==== Records provided ====

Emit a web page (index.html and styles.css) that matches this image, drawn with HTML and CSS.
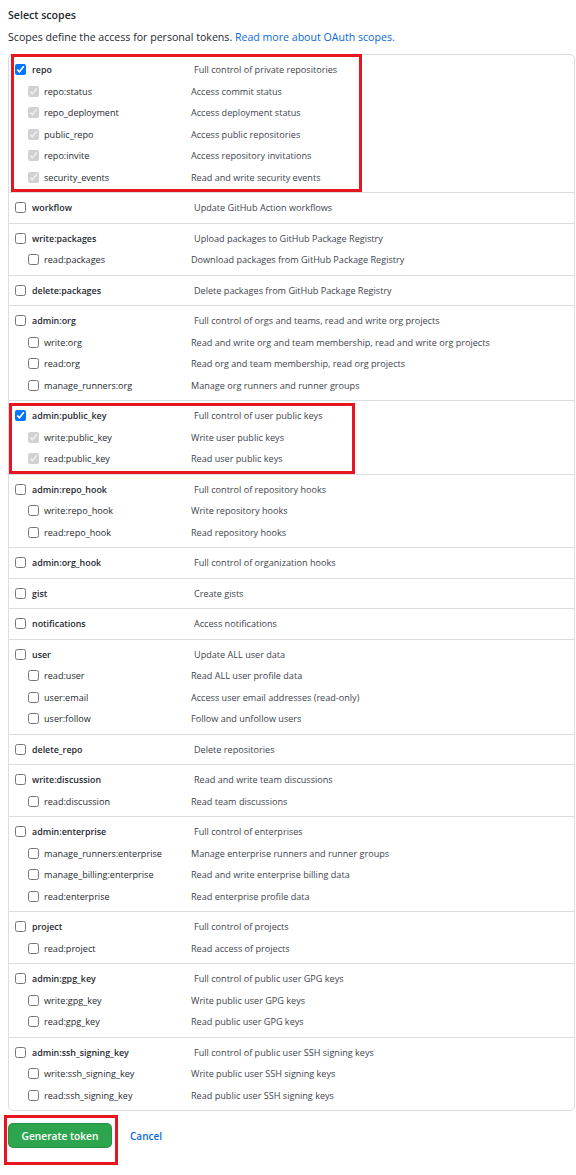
FILE: index.html
```html
<!DOCTYPE html>
<html lang="en">
<head>
<meta charset="utf-8">
<title>Select scopes</title>
<link rel="stylesheet" href="styles.css">
</head>
<body>
<div class="page">
  <h3 class="title">Select scopes</h3>
  <p class="note">Scopes define the access for personal tokens. <a href="#">Read more about OAuth scopes.</a></p>

  <div class="scopes">
    <div class="group">
      <div class="row main"><input type="checkbox" checked><span class="name">repo</span><span class="desc">Full control of private repositories</span></div>
      <div class="row sub"><input type="checkbox" checked disabled><span class="name">repo:status</span><span class="desc">Access commit status</span></div>
      <div class="row sub"><input type="checkbox" checked disabled><span class="name">repo_deployment</span><span class="desc">Access deployment status</span></div>
      <div class="row sub"><input type="checkbox" checked disabled><span class="name">public_repo</span><span class="desc">Access public repositories</span></div>
      <div class="row sub"><input type="checkbox" checked disabled><span class="name">repo:invite</span><span class="desc">Access repository invitations</span></div>
      <div class="row sub"><input type="checkbox" checked disabled><span class="name">security_events</span><span class="desc">Read and write security events</span></div>
      <div class="mark mark-repo"></div>
    </div>

    <div class="group">
      <div class="row main"><input type="checkbox"><span class="name">workflow</span><span class="desc">Update GitHub Action workflows</span></div>
    </div>

    <div class="group">
      <div class="row main"><input type="checkbox"><span class="name">write:packages</span><span class="desc">Upload packages to GitHub Package Registry</span></div>
      <div class="row sub"><input type="checkbox"><span class="name">read:packages</span><span class="desc">Download packages from GitHub Package Registry</span></div>
    </div>

    <div class="group">
      <div class="row main"><input type="checkbox"><span class="name">delete:packages</span><span class="desc">Delete packages from GitHub Package Registry</span></div>
    </div>

    <div class="group">
      <div class="row main"><input type="checkbox"><span class="name">admin:org</span><span class="desc">Full control of orgs and teams, read and write org projects</span></div>
      <div class="row sub"><input type="checkbox"><span class="name">write:org</span><span class="desc">Read and write org and team membership, read and write org projects</span></div>
      <div class="row sub"><input type="checkbox"><span class="name">read:org</span><span class="desc">Read org and team membership, read org projects</span></div>
      <div class="row sub"><input type="checkbox"><span class="name">manage_runners:org</span><span class="desc">Manage org runners and runner groups</span></div>
    </div>

    <div class="group">
      <div class="row main"><input type="checkbox" checked><span class="name">admin:public_key</span><span class="desc">Full control of user public keys</span></div>
      <div class="row sub"><input type="checkbox" checked disabled><span class="name">write:public_key</span><span class="desc">Write user public keys</span></div>
      <div class="row sub"><input type="checkbox" checked disabled><span class="name">read:public_key</span><span class="desc">Read user public keys</span></div>
      <div class="mark mark-key"></div>
    </div>

    <div class="group">
      <div class="row main"><input type="checkbox"><span class="name">admin:repo_hook</span><span class="desc">Full control of repository hooks</span></div>
      <div class="row sub"><input type="checkbox"><span class="name">write:repo_hook</span><span class="desc">Write repository hooks</span></div>
      <div class="row sub"><input type="checkbox"><span class="name">read:repo_hook</span><span class="desc">Read repository hooks</span></div>
    </div>

    <div class="group">
      <div class="row main"><input type="checkbox"><span class="name">admin:org_hook</span><span class="desc">Full control of organization hooks</span></div>
    </div>

    <div class="group">
      <div class="row main"><input type="checkbox"><span class="name">gist</span><span class="desc">Create gists</span></div>
    </div>

    <div class="group">
      <div class="row main"><input type="checkbox"><span class="name">notifications</span><span class="desc">Access notifications</span></div>
    </div>

    <div class="group">
      <div class="row main"><input type="checkbox"><span class="name">user</span><span class="desc">Update ALL user data</span></div>
      <div class="row sub"><input type="checkbox"><span class="name">read:user</span><span class="desc">Read ALL user profile data</span></div>
      <div class="row sub"><input type="checkbox"><span class="name">user:email</span><span class="desc">Access user email addresses (read-only)</span></div>
      <div class="row sub"><input type="checkbox"><span class="name">user:follow</span><span class="desc">Follow and unfollow users</span></div>
    </div>

    <div class="group">
      <div class="row main"><input type="checkbox"><span class="name">delete_repo</span><span class="desc">Delete repositories</span></div>
    </div>

    <div class="group">
      <div class="row main"><input type="checkbox"><span class="name">write:discussion</span><span class="desc">Read and write team discussions</span></div>
      <div class="row sub"><input type="checkbox"><span class="name">read:discussion</span><span class="desc">Read team discussions</span></div>
    </div>

    <div class="group">
      <div class="row main"><input type="checkbox"><span class="name">admin:enterprise</span><span class="desc">Full control of enterprises</span></div>
      <div class="row sub"><input type="checkbox"><span class="name">manage_runners:enterprise</span><span class="desc">Manage enterprise runners and runner groups</span></div>
      <div class="row sub"><input type="checkbox"><span class="name">manage_billing:enterprise</span><span class="desc">Read and write enterprise billing data</span></div>
      <div class="row sub"><input type="checkbox"><span class="name">read:enterprise</span><span class="desc">Read enterprise profile data</span></div>
    </div>

    <div class="group">
      <div class="row main"><input type="checkbox"><span class="name">project</span><span class="desc">Full control of projects</span></div>
      <div class="row sub"><input type="checkbox"><span class="name">read:project</span><span class="desc">Read access of projects</span></div>
    </div>

    <div class="group">
      <div class="row main"><input type="checkbox"><span class="name">admin:gpg_key</span><span class="desc">Full control of public user GPG keys</span></div>
      <div class="row sub"><input type="checkbox"><span class="name">write:gpg_key</span><span class="desc">Write public user GPG keys</span></div>
      <div class="row sub"><input type="checkbox"><span class="name">read:gpg_key</span><span class="desc">Read public user GPG keys</span></div>
    </div>

    <div class="group">
      <div class="row main"><input type="checkbox"><span class="name">admin:ssh_signing_key</span><span class="desc">Full control of public user SSH signing keys</span></div>
      <div class="row sub"><input type="checkbox"><span class="name">write:ssh_signing_key</span><span class="desc">Write public user SSH signing keys</span></div>
      <div class="row sub"><input type="checkbox"><span class="name">read:ssh_signing_key</span><span class="desc">Read public user SSH signing keys</span></div>
    </div>
  </div>

  <div class="actions">
    <div class="btn-wrap">
      <button class="btn-primary" type="button">Generate token</button>
      <div class="mark mark-btn"></div>
    </div>
    <a class="cancel" href="#">Cancel</a>
  </div>
</div>
</body>
</html>
```

FILE: styles.css
```css
html, body {
  margin: 0;
  padding: 0;
  background: #ffffff;
}

body {
  font-family: "Open Sans", "Noto Sans", "Liberation Sans", sans-serif;
  color: #24292f;
}

.page {
  padding: 7px 1px 28px 8px;
}

.title {
  margin: 0;
  font-size: 10.6px;
  line-height: 16px;
  font-weight: 600;
}

.note {
  margin: 6px 0 0;
  font-size: 10.6px;
  line-height: 16px;
  color: #24292f;
}

.note a {
  color: #0969da;
  text-decoration: none;
}

.scopes {
  margin-top: 9px;
  border: 1px solid #d8dee4;
  border-radius: 5px;
}

.group {
  position: relative;
  padding: 4px 0;
  border-top: 1px solid #d8dee4;
}

.group:first-child {
  border-top: 0;
}

.row {
  display: grid;
  align-items: center;
  height: 21.5px;
  font-size: 9.1px;
}

.row input {
  width: 11px;
  height: 11px;
  margin: 0;
}

.row.main {
  grid-template-columns: 11px 168px 1fr;
  padding-left: 6px;
}

.row.main .name {
  padding-left: 6px;
  font-weight: 600;
  font-size: 8.9px;
}

.row.sub {
  grid-template-columns: 11px 152px 1fr;
  padding-left: 19px;
}

.row.sub .name {
  padding-left: 5px;
}

.desc {
  color: #3d444d;
  white-space: nowrap;
}

.mark {
  position: absolute;
  z-index: 1;
  border: 3px solid #e8141f;
  box-sizing: border-box;
  pointer-events: none;
}

.mark-repo {
  left: 2px;
  top: -1px;
  width: 351px;
  height: 138px;
}

.mark-key {
  left: 0;
  top: 2px;
  width: 346px;
  height: 71px;
}

.actions {
  display: flex;
  align-items: center;
  gap: 18px;
  margin-top: 12px;
}

.btn-wrap {
  position: relative;
}

.btn-primary {
  display: block;
  width: 104px;
  height: 25px;
  border: 1px solid rgba(27, 31, 36, 0.15);
  border-radius: 5px;
  background: #2da44e;
  color: #ffffff;
  font-family: inherit;
  font-size: 10.2px;
  font-weight: 600;
  padding: 0;
}

.mark-btn {
  left: -4px;
  top: -8px;
  width: 114px;
  height: 50px;
}

.cancel {
  color: #0969da;
  font-size: 10px;
  font-weight: 600;
  text-decoration: none;
}
```
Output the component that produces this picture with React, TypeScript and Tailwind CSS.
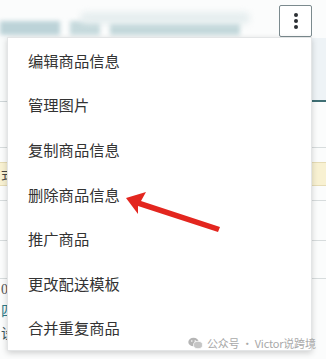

====

Search the lines for the string "with" and copy every line that has it.

Emit a web page (index.html and styles.css) that matches this image, drawn with HTML and CSS.
Output the component that produces this picture with React, TypeScript and Tailwind CSS.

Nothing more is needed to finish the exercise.